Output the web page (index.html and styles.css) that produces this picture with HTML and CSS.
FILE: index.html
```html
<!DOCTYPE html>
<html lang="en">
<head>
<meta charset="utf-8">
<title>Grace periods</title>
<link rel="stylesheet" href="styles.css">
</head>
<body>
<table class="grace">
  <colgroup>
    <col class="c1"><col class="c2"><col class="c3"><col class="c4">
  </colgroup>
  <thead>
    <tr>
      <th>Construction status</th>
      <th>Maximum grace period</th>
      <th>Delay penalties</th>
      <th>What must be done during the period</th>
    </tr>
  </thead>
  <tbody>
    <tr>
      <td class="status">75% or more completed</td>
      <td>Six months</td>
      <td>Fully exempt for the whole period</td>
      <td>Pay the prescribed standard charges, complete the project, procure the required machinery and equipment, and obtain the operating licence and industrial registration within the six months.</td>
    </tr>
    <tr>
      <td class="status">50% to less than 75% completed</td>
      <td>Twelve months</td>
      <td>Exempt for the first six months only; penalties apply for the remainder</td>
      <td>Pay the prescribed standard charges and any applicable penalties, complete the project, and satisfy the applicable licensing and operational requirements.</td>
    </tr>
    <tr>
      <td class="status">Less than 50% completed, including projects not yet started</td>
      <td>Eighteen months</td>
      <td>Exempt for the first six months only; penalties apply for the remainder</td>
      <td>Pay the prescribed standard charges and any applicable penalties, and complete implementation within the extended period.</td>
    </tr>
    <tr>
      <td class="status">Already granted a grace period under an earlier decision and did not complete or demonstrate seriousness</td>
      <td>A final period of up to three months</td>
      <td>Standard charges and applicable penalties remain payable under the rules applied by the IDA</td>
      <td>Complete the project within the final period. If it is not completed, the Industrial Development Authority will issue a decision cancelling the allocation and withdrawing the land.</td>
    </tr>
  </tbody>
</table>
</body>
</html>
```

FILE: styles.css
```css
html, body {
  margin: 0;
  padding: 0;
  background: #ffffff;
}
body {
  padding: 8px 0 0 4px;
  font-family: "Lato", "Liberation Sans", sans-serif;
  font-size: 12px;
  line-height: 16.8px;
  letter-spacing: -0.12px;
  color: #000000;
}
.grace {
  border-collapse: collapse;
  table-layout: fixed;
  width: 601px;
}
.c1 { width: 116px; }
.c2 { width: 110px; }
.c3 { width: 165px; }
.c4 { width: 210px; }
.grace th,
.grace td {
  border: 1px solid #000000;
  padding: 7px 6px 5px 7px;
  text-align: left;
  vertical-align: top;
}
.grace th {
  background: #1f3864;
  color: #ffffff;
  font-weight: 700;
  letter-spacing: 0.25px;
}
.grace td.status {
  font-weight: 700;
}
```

####################

GIVEN PROBLEM
From the first line to the last, please quote the material above exactly.

TASK RESULT
Output the web page (index.html and styles.css) that produces this picture with HTML and CSS.
FILE: index.html
```html
<!DOCTYPE html>
<html lang="en">
<head>
<meta charset="utf-8">
<title>Grace periods</title>
<link rel="stylesheet" href="styles.css">
</head>
<body>
<table class="grace">
  <colgroup>
    <col class="c1"><col class="c2"><col class="c3"><col class="c4">
  </colgroup>
  <thead>
    <tr>
      <th>Construction status</th>
      <th>Maximum grace period</th>
      <th>Delay penalties</th>
      <th>What must be done during the period</th>
    </tr>
  </thead>
  <tbody>
    <tr>
      <td class="status">75% or more completed</td>
      <td>Six months</td>
      <td>Fully exempt for the whole period</td>
      <td>Pay the prescribed standard charges, complete the project, procure the required machinery and equipment, and obtain the operating licence and industrial registration within the six months.</td>
    </tr>
    <tr>
      <td class="status">50% to less than 75% completed</td>
      <td>Twelve months</td>
      <td>Exempt for the first six months only; penalties apply for the remainder</td>
      <td>Pay the prescribed standard charges and any applicable penalties, complete the project, and satisfy the applicable licensing and operational requirements.</td>
    </tr>
    <tr>
      <td class="status">Less than 50% completed, including projects not yet started</td>
      <td>Eighteen months</td>
      <td>Exempt for the first six months only; penalties apply for the remainder</td>
      <td>Pay the prescribed standard charges and any applicable penalties, and complete implementation within the extended period.</td>
    </tr>
    <tr>
      <td class="status">Already granted a grace period under an earlier decision and did not complete or demonstrate seriousness</td>
      <td>A final period of up to three months</td>
      <td>Standard charges and applicable penalties remain payable under the rules applied by the IDA</td>
      <td>Complete the project within the final period. If it is not completed, the Industrial Development Authority will issue a decision cancelling the allocation and withdrawing the land.</td>
    </tr>
  </tbody>
</table>
</body>
</html>
```

FILE: styles.css
```css
html, body {
  margin: 0;
  padding: 0;
  background: #ffffff;
}
body {
  padding: 8px 0 0 4px;
  font-family: "Lato", "Liberation Sans", sans-serif;
  font-size: 12px;
  line-height: 16.8px;
  letter-spacing: -0.12px;
  color: #000000;
}
.grace {
  border-collapse: collapse;
  table-layout: fixed;
  width: 601px;
}
.c1 { width: 116px; }
.c2 { width: 110px; }
.c3 { width: 165px; }
.c4 { width: 210px; }
.grace th,
.grace td {
  border: 1px solid #000000;
  padding: 7px 6px 5px 7px;
  text-align: left;
  vertical-align: top;
}
.grace th {
  background: #1f3864;
  color: #ffffff;
  font-weight: 700;
  letter-spacing: 0.25px;
}
.grace td.status {
  font-weight: 700;
}
```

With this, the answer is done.